こういう外交は吉田ならではだったかもしれません。




後半では講和以後の日本政治を描いています。

今日に繋がる政治の原点を見ることができます。


やがて時は流れて、時代は池田隼人から佐藤栄作の時代へと移ります。

池田と佐藤は争うことはあっても、高校受験以来の同じ釜の飯を食った仲である二人の絆は深く、吉田の忠言は心ならずも反目しあうこともあった二人の仲を佳きものにしたことが清々しく、それあっての日本の高度成長期以後の安定的発展に繋がったことを窺わせました。



映画「小説吉田学校」は近代政治史を知ることのできる秀作でした。




試写会終了後、吉田と対峙した鳩山一郎の孫・由紀夫氏との懇談会 がありました。


懇談会では、フリーライター上杉隆氏の司会により、幾つかのエピソードが語られました。

由紀夫氏は幼くしてお祖父様一郎氏を亡くされているので、記憶として、或いはお話として受け継いだものはないようですが、その遺されたメモの中には門外不出の貴重なものがあることと思いますし、それが活かされれば政治的にも有益なことでしょう。

残念ながらそういうお話は伺えませんでしたが、映画の中に登場する通称「音羽御殿」は、外観はどうやらセットではなく、実際にロケが行われたようです。

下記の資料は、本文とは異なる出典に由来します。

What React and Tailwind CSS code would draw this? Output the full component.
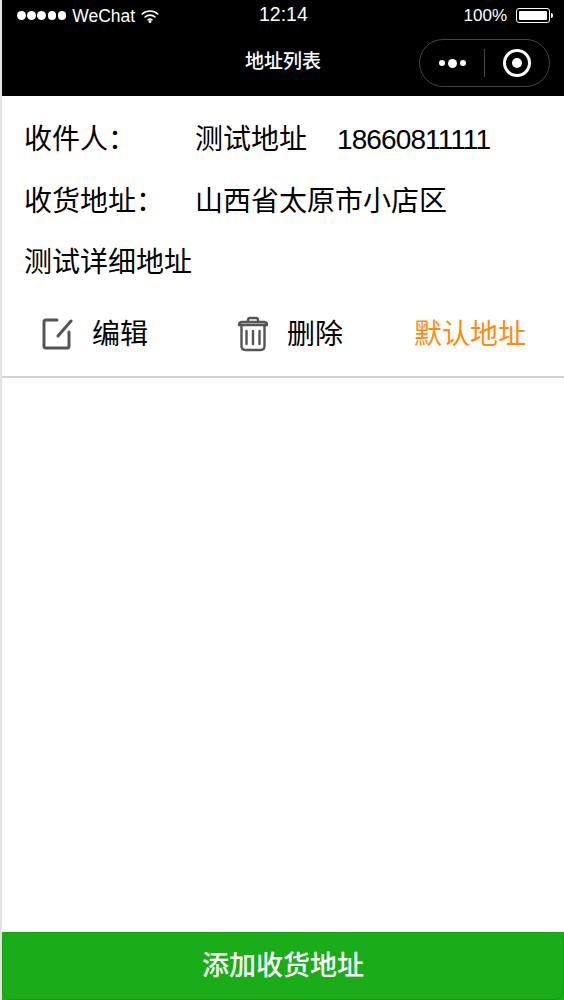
export default function App() {
  return (
    <div className="relative flex h-[1000px] w-[564px] flex-col overflow-hidden bg-white border-l-2 border-[#e2e2de] font-['Liberation_Sans','Noto_Sans_CJK_SC',sans-serif] text-black">
      <header className="h-[96px] shrink-0 bg-black text-white flex flex-col">
        <div className="relative flex h-[30px] items-center justify-between pl-[15px] pr-[11px] pt-[1px]">
          <div className="flex items-center gap-[6px]">
            <div className="flex gap-[1.7px]">
              {[0, 1, 2, 3, 4].map((i) => (
                <span key={i} className="h-[8.5px] w-[8.5px] rounded-full bg-white" />
              ))}
            </div>
            <span className="text-[17.5px] leading-[18px]">WeChat</span>
            <svg width="18" height="14" viewBox="0 0 18 14" fill="none" stroke="white" strokeWidth="1.6" strokeLinecap="round">
              <path d="M1.2 5 C5.5 1 12.5 1 16.8 5" />
              <path d="M4 8 C6.8 5.5 11.2 5.5 14 8" />
              <path d="M7 10.8 C8 10 10 10 11 10.8" />
              <circle cx="9" cy="12.4" r="0.7" fill="white" />
            </svg>
          </div>
          <span className="absolute left-[257px] top-[4px] text-[19.5px] leading-[20px]">12:14</span>
          <div className="flex items-center gap-[9px]">
            <span className="text-[17px] leading-[18px]">100%</span>
            <div className="flex items-center gap-[1px]">
              <div className="h-[15px] w-[34px] rounded-[3px] border border-white p-[2px]">
                <div className="h-full w-full rounded-[1px] bg-white" />
              </div>
              <div className="h-[5px] w-[2px] rounded-r-sm bg-white" />
            </div>
          </div>
        </div>
        <div className="relative flex h-[66px] items-center justify-center">
          <span className="text-[19px] leading-[24px] pb-[2px] font-medium">地址列表</span>
          <div className="absolute left-[417px] top-[9px] flex h-[48px] w-[131px] items-center rounded-full border border-[#444444]">
            <div className="flex w-[64px] items-center justify-center gap-[3px]">
              <span className="h-[6px] w-[6px] rounded-full bg-white" />
              <span className="h-[9px] w-[9px] rounded-full bg-white" />
              <span className="h-[6px] w-[6px] rounded-full bg-white" />
            </div>
            <div className="h-[28px] w-px bg-[#444444]" />
            <div className="flex flex-1 items-center justify-center">
              <div className="flex h-[28px] w-[28px] items-center justify-center rounded-full border-[3px] border-white">
                <div className="h-[10px] w-[10px] rounded-full bg-white" />
              </div>
            </div>
          </div>
        </div>
      </header>

      <main className="flex-1">
        <section className="border-b-2 border-[#d4d4d4] pt-[13px] text-[28px]">
          <div className="flex h-[62px] items-center pl-[22px]">
            <span className="w-[171px]">收件人：</span>
            <span>测试地址</span>
            <span className="ml-[30px] tracking-[-0.9px]">18660811111</span>
          </div>
          <div className="flex h-[61px] items-center pl-[22px]">
            <span className="w-[171px]">收货地址：</span>
            <span>山西省太原市小店区</span>
          </div>
          <div className="flex h-[61px] items-center pl-[22px]">测试详细地址</div>
          <div className="flex h-[83px] items-center">
            <svg className="ml-[39px] mb-[2px]" width="32" height="34" viewBox="0 0 32 34" fill="none" stroke="#555" strokeWidth="3" strokeLinecap="round" strokeLinejoin="round">
              <path d="M16 3 H5 Q3 3 3 5 V29 Q3 31 5 31 H26 Q28 31 28 29 V15" />
              <path d="M17 19 L30 4" />
            </svg>
            <span className="ml-[19px]">编辑</span>
            <svg className="ml-[89px] mb-[2px]" width="32" height="36" viewBox="0 0 32 36" fill="none" stroke="#555" strokeWidth="2.4" strokeLinecap="round" strokeLinejoin="round">
              <path d="M2 9 Q2 6 5 6 H27 Q30 6 30 9 Z" />
              <path d="M11 6 V4 Q11 2 13 2 H19 Q21 2 21 4 V6" />
              <path d="M4.5 10 V30 Q4.5 34 8.5 34 H23.5 Q27.5 34 27.5 30 V10" />
              <path d="M9.5 15 V28 M16 15 V28 M22.5 15 V28" />
            </svg>
            <span className="ml-[18px]">删除</span>
            <span className="ml-[71px] text-[#ff8c0f]">默认地址</span>
          </div>
        </section>
      </main>

      <button className="relative flex h-[68px] shrink-0 items-center justify-center bg-[#1aad19] text-[27px] text-white font-medium">
        添加收货地址
        <span className="absolute inset-0 rounded-[10px] border border-black/10" />
      </button>
    </div>
  );
}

これは貴重なお話でした。

鳩山一郎氏は、劇中で「左手・左足が利かない」ということから、脳卒中だったことが窺えます。卒中で倒れたのは、実際にはトイレの中だったそうです。高血圧の人が寒いトイレで倒れることは、今でもよくあることですね。


その鳩山に対して、三木武吉は「左手・左足を斬ってでも政界に引きずり出す」と言うシーンがあります。

由紀夫氏はそれを『情』とおっしゃっていましたが、私は情よりも毅然さを感じました。なかなか言えることではありません。政治への信念の強さ、そしてこの時代には、野中広務氏がよく唱える「信義」がありました。


その席で伺った最も印象的なことは、先頃ご逝去の松野頼三氏に宛てて吉田が送った書簡の中に、鳩山一郎を褒める記述があった、というお話でした。




後日、吉田茂についても取り上げます。